Ballymoney farm celebrates 15 years of robotic milking
Fifteen years ago North Antrim milk producers Bryan Watton, and son Mark, were the first farmers in Ireland to purchase two Lely Astronaut A2 robots.
“Robotic milking was revolutionary at the time,” recalls Bryan. “Several of the house-hold names involved in the manufacture of conventional milking parlours were trying to develop an automated system.
“I had been following the evolution of robotic milking technology in the farming press from 1994. By 1999 I had made up my mind that I was going to go down that route, and after studying the various options available I opted for Lely.
Brian continued: ”Most of the other companies were dabbling and trying to incorporate parts of a
parlour onto a robot. I was impressed with Lely, as their engineers were new to milking systems and started with a clean sheet. In my opinion Lely was away ahead of the competition with its concept and
The Lely Astronaut A2 robots were installed back-to-back, and have been working on-farm since 4th April 2000.
Mark added:”It was an exciting time, and a move that put our Ballymoney farm firmly on the map.
During the first year we had more than 3000 visitors from throughout Northern Ireland and further afield.
“We had visits from dairy discussion groups across the country, veterinary and DARD officials, and a visit from the British Agricultural Engineers. We even welcomed visitors from as far afield as Switzerland, South Africa and Australia.”
After 15 years both Bryan and Mark are as enthusiastic about Lely and robotic milking as they were then. “Robots transformed our farm, and there is no way we would even consider going back to conventional milking,” stressed Bryan. “In fact, we wouldn’t rule out purchasing a third Lely robot in the future.”
The father and son team milk 150 commercial cows producing an average yield of over 9,500kgs at 3.95% butterfat and 3.28% protein. Their enthusiasm for robotic milking has impacted on the immediate vicinity – with North Antrim boasting the highest population of Lely Astronaut robots in the British Isles.

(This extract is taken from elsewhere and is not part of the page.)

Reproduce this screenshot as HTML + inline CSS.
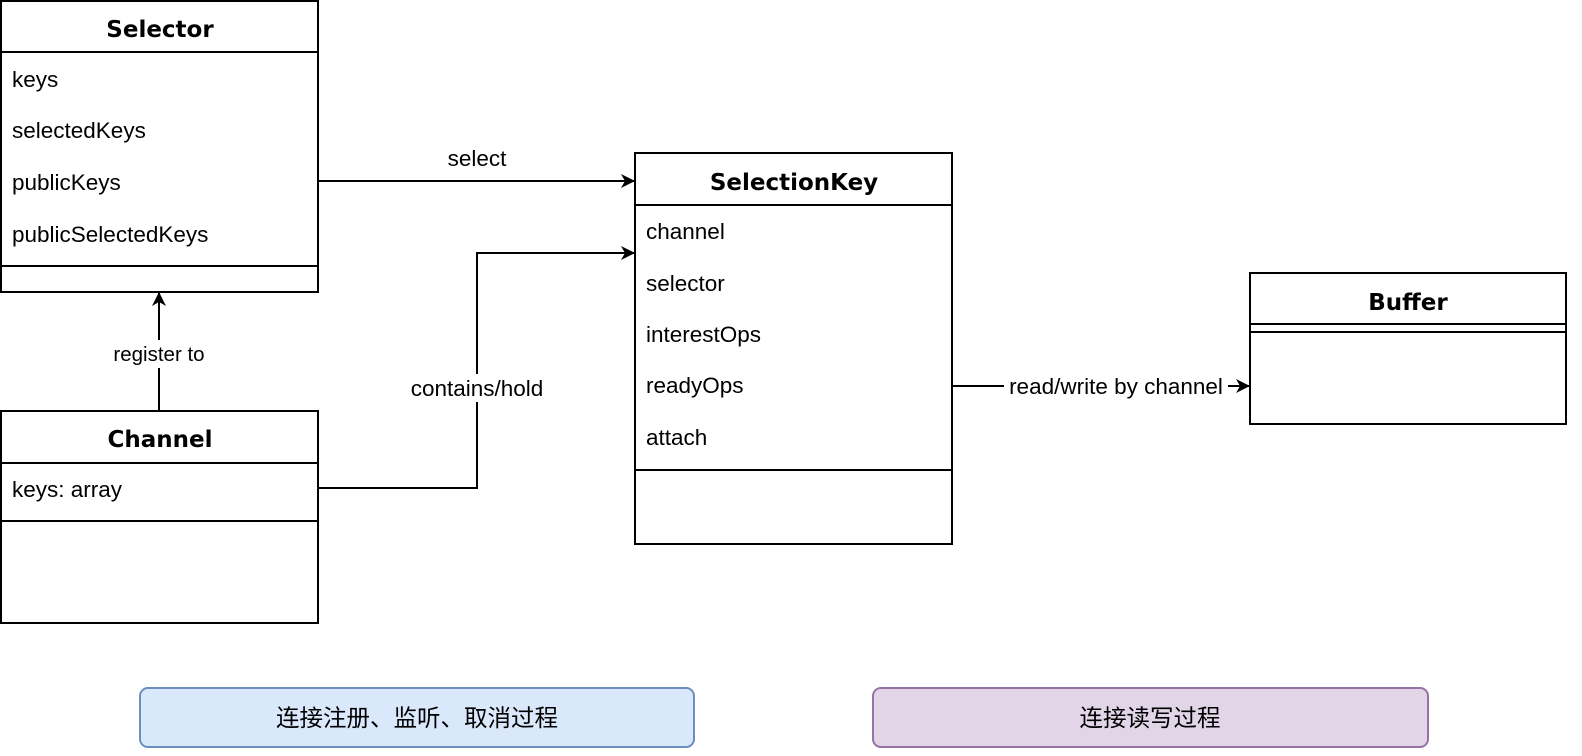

Herd management is meticulous, and the high yields are achieved on a diet of grass silage or grazed grass depending on the season. “We don’t use a diet feeder,” explained Mark. “Our aim is to maximise milk from forage. The cows are happy and content, and receive concentrates in the robot, with the daily allocation determined by individual yield.
Bryan admits that success in the early days was largely attributed to trial and error. “Not all cows are suitable for robotic milking. Over the years we have identified bulls and female lines suitable for
breeding heifers with good teat placement. We now have seven generations of home-bred heifers milking in the herd.”
Using a combination of sexed semen and stock bulls, the herd breeding programme has been simplified thanks to the introduction of robot ready AI sires.
Jim Irwin, of Lely Center Eglish said:”Technology has advanced rapidly, and although Lely has further developed the Astronaut milking robot with the introduction of the A3, A3 Next and A4 models, the modular design of the A2 has allowed it to be upgraded over the years. The robots on the Watton farm use the same technology and software as the new models on the market.”
Bryan added: ”I am delighted to prove the sceptics wrong. The Lely Astronaut is versatile, durable and reliable. Our robots were originally fitted by engineers Rodney Bond and Robert Glendenning, and after fifteen years they are still part of the team at Lely Center Eglish. The longevity of our robots can be attributed to the dedication, expertise and service of the Lely engineers.”